- Release poster
- Directed by: Babak Anvari
- Written by: Babak Anvari; Namsi Khan;
- Story by: Babak Anvari
- Produced by: Lucan Toh; Babak Anvari;
- Starring: George MacKay; Percelle Ascott; Kelly Macdonald; Hugh Bonneville;
- Cinematography: Kit Fraser
- Edited by: Matyas Fekete
- Music by: Isobel Waller-Bridge
- Production companies: Film4; Regency Enterprises; XYZ Films; Two & Two Pictures;
- Distributed by: Netflix
- Release dates: 19 August 2022 (United Kingdom); 31 August 2022 (Netflix);
- Running time: 110 minutes
- Country: United Kingdom
- Language: English

= I Came By =

2022 film by Babak Anvari

I Came By is a 2022 British crime thriller film written, co-produced and directed by British-Iranian filmmaker Babak Anvari. The film stars George MacKay, Percelle Ascott, Kelly Macdonald and Hugh Bonneville. The film was released in the United Kingdom on 19 August 2022, before its streaming release on 31 August 2022 by Netflix.

==Plot==
Toby Nealey is a politically minded, 23-year-old graffiti artist who breaks into the homes of upper-class individuals and leaves behind the message "I CAME BY" on the walls. His latest target is retired High Court Judge Sir Hector Blake. Despite the judge appearing socially progressive in public, Toby believes him to be a hypocrite. When Toby enters Blake's house, he discovers a pottery studio and an imprisoned man in the basement.

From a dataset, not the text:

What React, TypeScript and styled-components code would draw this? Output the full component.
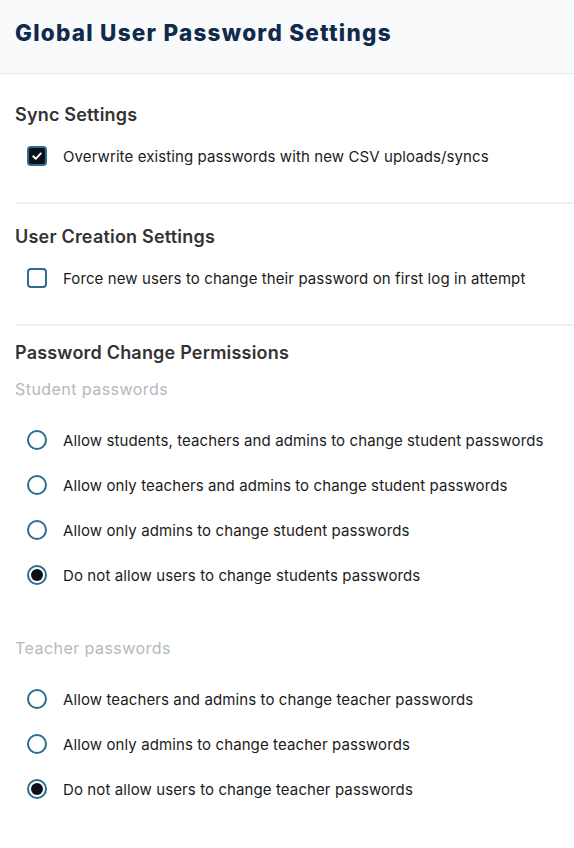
import React from 'react';
import styled, { createGlobalStyle } from 'styled-components';

const GlobalStyle = createGlobalStyle`
  html, body { margin: 0; padding: 0; background: #ffffff; }
  body {
    font-family: Inter, "Open Sans", "Liberation Sans", sans-serif;
    -webkit-font-smoothing: antialiased;
  }
  * { box-sizing: border-box; }
`;

const Page = styled.div`
  width: 574px;
  min-height: 848px;
  background: #ffffff;
`;

const Header = styled.header`
  height: 74px;
  background: #f8fafc;
  border-bottom: 1px solid #e7e9ec;
  display: flex;
  align-items: center;
  padding: 0 15px 7px;
`;

const Title = styled.h1`
  margin: 0;
  font-size: 22.5px;
  font-weight: 800;
  color: #102a4a;
  line-height: 28px;
  letter-spacing: 1.25px;
`;

const Body = styled.main`
  padding-left: 15px;
`;

const Section = styled.section<{ $top: number; $bottom: number; $divider?: boolean }>`
  padding-top: ${(p) => p.$top}px;
  padding-bottom: ${(p) => p.$bottom}px;
  border-bottom: ${(p) => (p.$divider ? '2px solid #efefef' : 'none')};
  display: flex;
  flex-direction: column;
`;

const Heading = styled.h2`
  margin: 0;
  font-size: 18px;
  font-weight: 600;
  line-height: 24px;
  color: #333333;
  letter-spacing: 0.2px;
`;

const SubHeading = styled.h3<{ $top: number }>`
  margin: ${(p) => p.$top}px 0 0;
  font-size: 16px;
  font-weight: 400;
  line-height: 24px;
  color: #b3b9be;
  letter-spacing: 0.45px;
`;

const OptionList = styled.div<{ $top: number }>`
  margin-top: ${(p) => p.$top}px;
  display: flex;
  flex-direction: column;
  gap: 21px;
`;

const Row = styled.label`
  display: flex;
  align-items: center;
  gap: 16px;
  padding-left: 12px;
  height: 24px;
  font-size: 15px;
  letter-spacing: 0.1px;
  color: #1b1b1b;
  cursor: pointer;
`;

const CheckBox = styled.span<{ $checked?: boolean }>`
  width: 20px;
  height: 20px;
  flex: none;
  border-radius: 4px;
  border: 2px solid #2d6b93;
  background: ${(p) => (p.$checked ? '#0d1117' : '#ffffff')};
  display: flex;
  align-items: center;
  justify-content: center;
`;

const Radio = styled.span<{ $checked?: boolean }>`
  width: 20px;
  height: 20px;
  flex: none;
  border-radius: 50%;
  border: 2px solid #2d6b93;
  background: #ffffff;
  display: flex;
  align-items: center;
  justify-content: center;
  &::after {
    content: '';
    width: 12px;
    height: 12px;
    border-radius: 50%;
    background: ${(p) => (p.$checked ? '#0d1117' : 'transparent')};
  }
`;

const Check = () => (
  <svg width="12" height="12" viewBox="0 0 12 12" fill="none">
    <path d="M2.2 6.3 L4.8 8.8 L9.8 3.4" stroke="#ffffff" strokeWidth="1.9" strokeLinecap="round" strokeLinejoin="round" />
  </svg>
);

const CheckOption = ({ checked, label }: { checked?: boolean; label: string }) => (
  <Row>
    <CheckBox $checked={checked}>{checked && <Check />}</CheckBox>
    {label}
  </Row>
);

const RadioOption = ({ checked, label }: { checked?: boolean; label: string }) => (
  <Row>
    <Radio $checked={checked} />
    {label}
  </Row>
);

const studentOptions = [
  'Allow students, teachers and admins to change student passwords',
  'Allow only teachers and admins to change student passwords',
  'Allow only admins to change student passwords',
  'Do not allow users to change students passwords',
];

const teacherOptions = [
  'Allow teachers and admins to change teacher passwords',
  'Allow only admins to change teacher passwords',
  'Do not allow users to change teacher passwords',
];

export default function App() {
  return (
    <Page>
      <GlobalStyle />
      <Header>
        <Title>Global User Password Settings</Title>
      </Header>
      <Body>
        <Section $top={29} $bottom={34} $divider>
          <Heading>Sync Settings</Heading>
          <OptionList $top={17}>
            <CheckOption checked label="Overwrite existing passwords with new CSV uploads/syncs" />
          </OptionList>
        </Section>
        <Section $top={21} $bottom={34} $divider>
          <Heading>User Creation Settings</Heading>
          <OptionList $top={17}>
            <CheckOption label="Force new users to change their password on first log in attempt" />
          </OptionList>
        </Section>
        <Section $top={15} $bottom={40}>
          <Heading>Password Change Permissions</Heading>
          <SubHeading $top={12}>Student passwords</SubHeading>
          <OptionList $top={27}>
            {studentOptions.map((o, i) => (
              <RadioOption key={o} label={o} checked={i === studentOptions.length - 1} />
            ))}
          </OptionList>
          <SubHeading $top={49}>Teacher passwords</SubHeading>
          <OptionList $top={27}>
            {teacherOptions.map((o, i) => (
              <RadioOption key={o} label={o} checked={i === teacherOptions.length - 1} />
            ))}
          </OptionList>
        </Section>
      </Body>
    </Page>
  );
}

Toby tries to tell his friend and former accomplice, Jay, about what he found. However, Jay is distracted by personal troubles with his pregnant girlfriend, Naz. Toby anonymously calls the police, but they find nothing in Blake's house and leave.

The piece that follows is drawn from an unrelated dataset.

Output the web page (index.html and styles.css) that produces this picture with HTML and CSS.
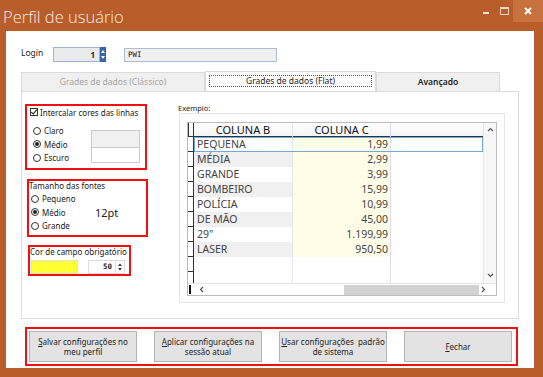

Lizzie, Toby's widowed mother, has grown increasingly worried about her son's lack of direction. When she and Toby get into a shouting match, she throws him out of the house. Toby returns to Blake's residence to free the prisoner, but Blake murders Toby with a cricket bat. He then uses the kiln in his studio to cremate Toby's body, and flushes the ashes down the toilet.

Jay is reluctant to disclose his graffiti activities with Toby, but plants a letter addressed to Blake in Toby's room. The letter spurs the police to visit Blake's home again and they find the basement prison, which he claims is a "panic room". Blake is arrested for obstructing the investigation, but uses his connections to get released quickly.

Lizzie begins following Blake. She witnesses him bring a man to his house: Omid, a gay Iranian asylum seeker. Blake has offered to help him get permanent residency in the UK. Blake recalls how his cruel father took an Indo-Persian man as a lover, and this led to Blake's distraught mother's suicide. The teenage Blake eventually assaulted and nearly killed his father's lover. Despite being drugged, Omid manages to escape. However, he does not go to the police due to his precarious residential status. The next day, Blake tracks down, threatens, imprisons, and murders Omid.

Increasingly desperate, Lizzie asks Jay to help her break into Blake's house. Jay refuses because he has prior charges, and is responsible for his newborn son. Lizzie enters Blake's house alone, only to be caught, murdered, and cremated. When Jay goes looking for Lizzie, he realizes she is dead and blames himself.

Jay and Naz's relationship falls apart due to his lack of communication. Sometime later, Naz informs Jay that Blake is going to attend the Birlstone School's tercentenary anniversary celebration.

After Blake leaves the event, Jay follows him to a country estate. Jay fights and subdues Blake. Jay then goes to the pottery studio in the estate's garage and finds a prisoner. Jay calls the police, frees the prisoner, and flees the scene. The police arrive and find Blake bloodied and restrained in the house. On the wall, Jay has left behind graffiti reading "I CAME BY."

== Reception ==
The film received mixed reviews from critics. On the review aggregator website Rotten Tomatoes, the film holds an approval rating of 68% based on 44 reviews, with an average rating of 5.7/10. The website's critics consensus reads, "Although it falls a fair bit shy of its Hitchcockian ambitions, I Came By gets a major boost from Hugh Bonneville's excellent against-type performance." Metacritic, which uses a weighted average, assigned the film a score of 57 out of 100 based on 10 reviews, indicating "mixed or average" reviews.

John Nugent for Empire magazine praised Bonneville's performance, but criticised the blunt political messaging, described the cinematography as "flat", and the final product as "messy". Noel Murray similarly praised Bonneville in the Los Angeles Times, and noted that the narrative's shift to different characters kept the film "unpredictable", but also harmed the pacing and tension. Brian Tallerico of RogerEbert.com felt the film was too ambitious, and had "the opposite problem of so many mini-series on the streaming service in that it has a TV season worth of ideas crammed into its runtime."
 Clarisse Loughrey of The Independent similarly critiqued the lack of focus in the film's messages, stating it was "a well-intentioned work scrambling to find its voice."